12. The polyester film as claimed in claim 11, wherein from 0.1 to 1.0% by weight (based on the weight of the respective outer layer) of the hydrolysis stabilizer is present in the outer layer.

13. The polyester film as claimed in claim 1, wherein the film comprises recycled material.

14. The polyester film as claimed in claim 1, wherein the film has a surface gloss, measured according to DIN 67530 (measurement angle 20°), of greater than 100.

15. The polyester film as claimed in claim 1, wherein the film has a luminous transmittance L, measured according to ASTM D 1003, of more than 80%.

16. The polyester film as claimed in claim 1, wherein the haze of the film, measured according to ASTM D 1003, is less than 20%.

17. The polyester film as claimed in claim 1, wherein the film has a Yellowness Index of<10.

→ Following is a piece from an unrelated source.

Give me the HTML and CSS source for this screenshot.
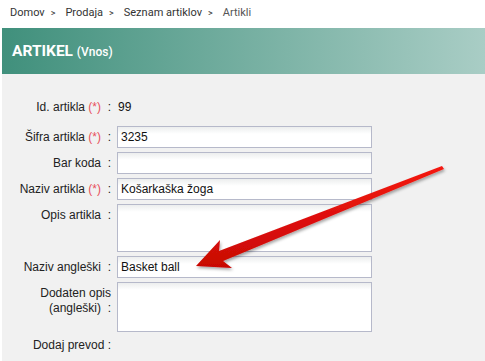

18. A process for producing the polyester film as claimed in claim 1, in which a polyester melt is fed to an extrusion die, or to produce a film having two or more layers, polyester melts corresponding to the compositions of the outer and base layers are fed to a coextrusion die, and extruded from the die onto a chill roll, and the resultant prefilm is then biaxially oriented and heat-set, where the polyester comprises at least one flame retardant which is soluble in the polyester and which is fed directly by way of masterbatch technology during film production, and where the masterbatch was obtained by gradual heating at subatmospheric pressure, with stirring.